Every line in the listing is to be echoed verbatim.

Collected material.

------------------------------

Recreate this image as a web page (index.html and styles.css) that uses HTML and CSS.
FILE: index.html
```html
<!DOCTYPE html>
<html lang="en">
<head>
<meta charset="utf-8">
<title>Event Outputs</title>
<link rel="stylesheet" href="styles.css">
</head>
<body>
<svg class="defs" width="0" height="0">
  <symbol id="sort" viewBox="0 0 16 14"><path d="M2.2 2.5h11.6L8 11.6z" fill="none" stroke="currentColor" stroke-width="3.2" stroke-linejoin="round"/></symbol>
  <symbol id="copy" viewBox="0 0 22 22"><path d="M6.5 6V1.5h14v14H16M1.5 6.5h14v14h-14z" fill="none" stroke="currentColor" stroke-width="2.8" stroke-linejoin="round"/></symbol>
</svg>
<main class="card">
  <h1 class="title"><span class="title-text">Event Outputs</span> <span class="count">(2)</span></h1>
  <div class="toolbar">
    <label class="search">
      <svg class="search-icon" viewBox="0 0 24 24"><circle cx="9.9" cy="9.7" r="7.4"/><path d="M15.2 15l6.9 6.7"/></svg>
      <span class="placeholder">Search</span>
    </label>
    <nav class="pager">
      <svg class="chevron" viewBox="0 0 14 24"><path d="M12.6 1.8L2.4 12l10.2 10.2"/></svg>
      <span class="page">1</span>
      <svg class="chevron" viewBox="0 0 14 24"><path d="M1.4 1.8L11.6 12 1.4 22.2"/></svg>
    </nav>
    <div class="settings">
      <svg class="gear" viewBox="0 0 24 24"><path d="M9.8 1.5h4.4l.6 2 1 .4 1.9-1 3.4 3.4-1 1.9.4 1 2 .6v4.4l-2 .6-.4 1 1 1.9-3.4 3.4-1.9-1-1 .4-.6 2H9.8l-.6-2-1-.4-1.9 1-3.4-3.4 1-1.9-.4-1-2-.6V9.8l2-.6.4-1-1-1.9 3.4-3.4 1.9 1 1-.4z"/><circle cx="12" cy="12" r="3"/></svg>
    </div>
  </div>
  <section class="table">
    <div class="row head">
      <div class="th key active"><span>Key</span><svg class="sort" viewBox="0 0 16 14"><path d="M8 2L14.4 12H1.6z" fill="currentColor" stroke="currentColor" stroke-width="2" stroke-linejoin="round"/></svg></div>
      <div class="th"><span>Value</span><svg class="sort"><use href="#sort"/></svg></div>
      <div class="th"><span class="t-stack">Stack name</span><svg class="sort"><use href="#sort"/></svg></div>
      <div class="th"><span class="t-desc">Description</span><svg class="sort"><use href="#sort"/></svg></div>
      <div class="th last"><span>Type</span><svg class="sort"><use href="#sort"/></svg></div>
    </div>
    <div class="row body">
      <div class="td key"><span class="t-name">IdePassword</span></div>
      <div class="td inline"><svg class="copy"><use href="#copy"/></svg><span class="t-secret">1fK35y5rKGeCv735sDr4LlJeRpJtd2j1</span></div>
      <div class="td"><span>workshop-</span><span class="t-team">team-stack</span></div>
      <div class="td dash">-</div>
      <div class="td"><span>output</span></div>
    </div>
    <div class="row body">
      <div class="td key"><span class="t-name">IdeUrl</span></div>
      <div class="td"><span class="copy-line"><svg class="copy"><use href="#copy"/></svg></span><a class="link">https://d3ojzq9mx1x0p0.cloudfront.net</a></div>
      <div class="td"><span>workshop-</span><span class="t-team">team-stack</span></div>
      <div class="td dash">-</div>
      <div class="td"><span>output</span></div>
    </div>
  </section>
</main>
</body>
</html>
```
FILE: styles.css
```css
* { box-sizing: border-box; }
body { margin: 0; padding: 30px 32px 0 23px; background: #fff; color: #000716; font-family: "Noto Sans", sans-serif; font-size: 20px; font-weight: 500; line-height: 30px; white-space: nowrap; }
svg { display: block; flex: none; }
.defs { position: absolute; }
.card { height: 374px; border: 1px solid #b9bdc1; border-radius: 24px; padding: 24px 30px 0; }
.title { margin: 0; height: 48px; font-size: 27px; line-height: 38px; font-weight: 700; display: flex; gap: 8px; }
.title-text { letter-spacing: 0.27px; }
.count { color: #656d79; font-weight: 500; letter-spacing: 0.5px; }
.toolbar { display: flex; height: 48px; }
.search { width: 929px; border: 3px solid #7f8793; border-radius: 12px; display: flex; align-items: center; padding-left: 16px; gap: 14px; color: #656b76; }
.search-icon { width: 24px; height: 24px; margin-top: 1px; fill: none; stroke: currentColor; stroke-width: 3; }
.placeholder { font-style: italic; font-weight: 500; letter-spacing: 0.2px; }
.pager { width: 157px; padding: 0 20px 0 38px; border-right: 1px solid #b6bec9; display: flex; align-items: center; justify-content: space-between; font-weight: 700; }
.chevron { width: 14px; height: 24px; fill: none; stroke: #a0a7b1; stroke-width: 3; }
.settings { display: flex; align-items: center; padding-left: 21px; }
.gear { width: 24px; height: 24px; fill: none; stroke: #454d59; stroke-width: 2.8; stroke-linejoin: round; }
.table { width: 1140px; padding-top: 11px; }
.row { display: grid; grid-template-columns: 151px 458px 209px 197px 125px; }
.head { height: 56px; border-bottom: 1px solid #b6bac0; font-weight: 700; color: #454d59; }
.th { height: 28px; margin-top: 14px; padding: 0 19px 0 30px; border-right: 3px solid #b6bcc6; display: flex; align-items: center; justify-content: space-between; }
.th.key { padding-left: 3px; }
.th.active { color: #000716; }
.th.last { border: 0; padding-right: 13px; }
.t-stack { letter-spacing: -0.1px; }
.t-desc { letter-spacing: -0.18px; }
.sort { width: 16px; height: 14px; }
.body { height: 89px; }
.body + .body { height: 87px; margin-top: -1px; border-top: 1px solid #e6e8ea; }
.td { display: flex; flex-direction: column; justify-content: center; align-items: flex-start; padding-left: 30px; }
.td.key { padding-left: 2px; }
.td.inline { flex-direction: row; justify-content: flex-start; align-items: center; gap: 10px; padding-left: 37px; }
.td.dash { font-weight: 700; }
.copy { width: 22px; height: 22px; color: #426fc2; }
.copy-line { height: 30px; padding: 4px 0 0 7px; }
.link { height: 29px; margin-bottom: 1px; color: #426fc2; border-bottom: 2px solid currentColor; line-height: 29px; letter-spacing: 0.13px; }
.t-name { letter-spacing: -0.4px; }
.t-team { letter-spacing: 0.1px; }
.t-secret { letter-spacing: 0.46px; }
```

------------------------------

Solution below.
Recreate this image as a web page (index.html and styles.css) that uses HTML and CSS.
FILE: index.html
```html
<!DOCTYPE html>
<html lang="en">
<head>
<meta charset="utf-8">
<title>Event Outputs</title>
<link rel="stylesheet" href="styles.css">
</head>
<body>
<svg class="defs" width="0" height="0">
  <symbol id="sort" viewBox="0 0 16 14"><path d="M2.2 2.5h11.6L8 11.6z" fill="none" stroke="currentColor" stroke-width="3.2" stroke-linejoin="round"/></symbol>
  <symbol id="copy" viewBox="0 0 22 22"><path d="M6.5 6V1.5h14v14H16M1.5 6.5h14v14h-14z" fill="none" stroke="currentColor" stroke-width="2.8" stroke-linejoin="round"/></symbol>
</svg>
<main class="card">
  <h1 class="title"><span class="title-text">Event Outputs</span> <span class="count">(2)</span></h1>
  <div class="toolbar">
    <label class="search">
      <svg class="search-icon" viewBox="0 0 24 24"><circle cx="9.9" cy="9.7" r="7.4"/><path d="M15.2 15l6.9 6.7"/></svg>
      <span class="placeholder">Search</span>
    </label>
    <nav class="pager">
      <svg class="chevron" viewBox="0 0 14 24"><path d="M12.6 1.8L2.4 12l10.2 10.2"/></svg>
      <span class="page">1</span>
      <svg class="chevron" viewBox="0 0 14 24"><path d="M1.4 1.8L11.6 12 1.4 22.2"/></svg>
    </nav>
    <div class="settings">
      <svg class="gear" viewBox="0 0 24 24"><path d="M9.8 1.5h4.4l.6 2 1 .4 1.9-1 3.4 3.4-1 1.9.4 1 2 .6v4.4l-2 .6-.4 1 1 1.9-3.4 3.4-1.9-1-1 .4-.6 2H9.8l-.6-2-1-.4-1.9 1-3.4-3.4 1-1.9-.4-1-2-.6V9.8l2-.6.4-1-1-1.9 3.4-3.4 1.9 1 1-.4z"/><circle cx="12" cy="12" r="3"/></svg>
    </div>
  </div>
  <section class="table">
    <div class="row head">
      <div class="th key active"><span>Key</span><svg class="sort" viewBox="0 0 16 14"><path d="M8 2L14.4 12H1.6z" fill="currentColor" stroke="currentColor" stroke-width="2" stroke-linejoin="round"/></svg></div>
      <div class="th"><span>Value</span><svg class="sort"><use href="#sort"/></svg></div>
      <div class="th"><span class="t-stack">Stack name</span><svg class="sort"><use href="#sort"/></svg></div>
      <div class="th"><span class="t-desc">Description</span><svg class="sort"><use href="#sort"/></svg></div>
      <div class="th last"><span>Type</span><svg class="sort"><use href="#sort"/></svg></div>
    </div>
    <div class="row body">
      <div class="td key"><span class="t-name">IdePassword</span></div>
      <div class="td inline"><svg class="copy"><use href="#copy"/></svg><span class="t-secret">1fK35y5rKGeCv735sDr4LlJeRpJtd2j1</span></div>
      <div class="td"><span>workshop-</span><span class="t-team">team-stack</span></div>
      <div class="td dash">-</div>
      <div class="td"><span>output</span></div>
    </div>
    <div class="row body">
      <div class="td key"><span class="t-name">IdeUrl</span></div>
      <div class="td"><span class="copy-line"><svg class="copy"><use href="#copy"/></svg></span><a class="link">https://d3ojzq9mx1x0p0.cloudfront.net</a></div>
      <div class="td"><span>workshop-</span><span class="t-team">team-stack</span></div>
      <div class="td dash">-</div>
      <div class="td"><span>output</span></div>
    </div>
  </section>
</main>
</body>
</html>
```
FILE: styles.css
```css
* { box-sizing: border-box; }
body { margin: 0; padding: 30px 32px 0 23px; background: #fff; color: #000716; font-family: "Noto Sans", sans-serif; font-size: 20px; font-weight: 500; line-height: 30px; white-space: nowrap; }
svg { display: block; flex: none; }
.defs { position: absolute; }
.card { height: 374px; border: 1px solid #b9bdc1; border-radius: 24px; padding: 24px 30px 0; }
.title { margin: 0; height: 48px; font-size: 27px; line-height: 38px; font-weight: 700; display: flex; gap: 8px; }
.title-text { letter-spacing: 0.27px; }
.count { color: #656d79; font-weight: 500; letter-spacing: 0.5px; }
.toolbar { display: flex; height: 48px; }
.search { width: 929px; border: 3px solid #7f8793; border-radius: 12px; display: flex; align-items: center; padding-left: 16px; gap: 14px; color: #656b76; }
.search-icon { width: 24px; height: 24px; margin-top: 1px; fill: none; stroke: currentColor; stroke-width: 3; }
.placeholder { font-style: italic; font-weight: 500; letter-spacing: 0.2px; }
.pager { width: 157px; padding: 0 20px 0 38px; border-right: 1px solid #b6bec9; display: flex; align-items: center; justify-content: space-between; font-weight: 700; }
.chevron { width: 14px; height: 24px; fill: none; stroke: #a0a7b1; stroke-width: 3; }
.settings { display: flex; align-items: center; padding-left: 21px; }
.gear { width: 24px; height: 24px; fill: none; stroke: #454d59; stroke-width: 2.8; stroke-linejoin: round; }
.table { width: 1140px; padding-top: 11px; }
.row { display: grid; grid-template-columns: 151px 458px 209px 197px 125px; }
.head { height: 56px; border-bottom: 1px solid #b6bac0; font-weight: 700; color: #454d59; }
.th { height: 28px; margin-top: 14px; padding: 0 19px 0 30px; border-right: 3px solid #b6bcc6; display: flex; align-items: center; justify-content: space-between; }
.th.key { padding-left: 3px; }
.th.active { color: #000716; }
.th.last { border: 0; padding-right: 13px; }
.t-stack { letter-spacing: -0.1px; }
.t-desc { letter-spacing: -0.18px; }
.sort { width: 16px; height: 14px; }
.body { height: 89px; }
.body + .body { height: 87px; margin-top: -1px; border-top: 1px solid #e6e8ea; }
.td { display: flex; flex-direction: column; justify-content: center; align-items: flex-start; padding-left: 30px; }
.td.key { padding-left: 2px; }
.td.inline { flex-direction: row; justify-content: flex-start; align-items: center; gap: 10px; padding-left: 37px; }
.td.dash { font-weight: 700; }
.copy { width: 22px; height: 22px; color: #426fc2; }
.copy-line { height: 30px; padding: 4px 0 0 7px; }
.link { height: 29px; margin-bottom: 1px; color: #426fc2; border-bottom: 2px solid currentColor; line-height: 29px; letter-spacing: 0.13px; }
.t-name { letter-spacing: -0.4px; }
.t-team { letter-spacing: 0.1px; }
.t-secret { letter-spacing: 0.46px; }
```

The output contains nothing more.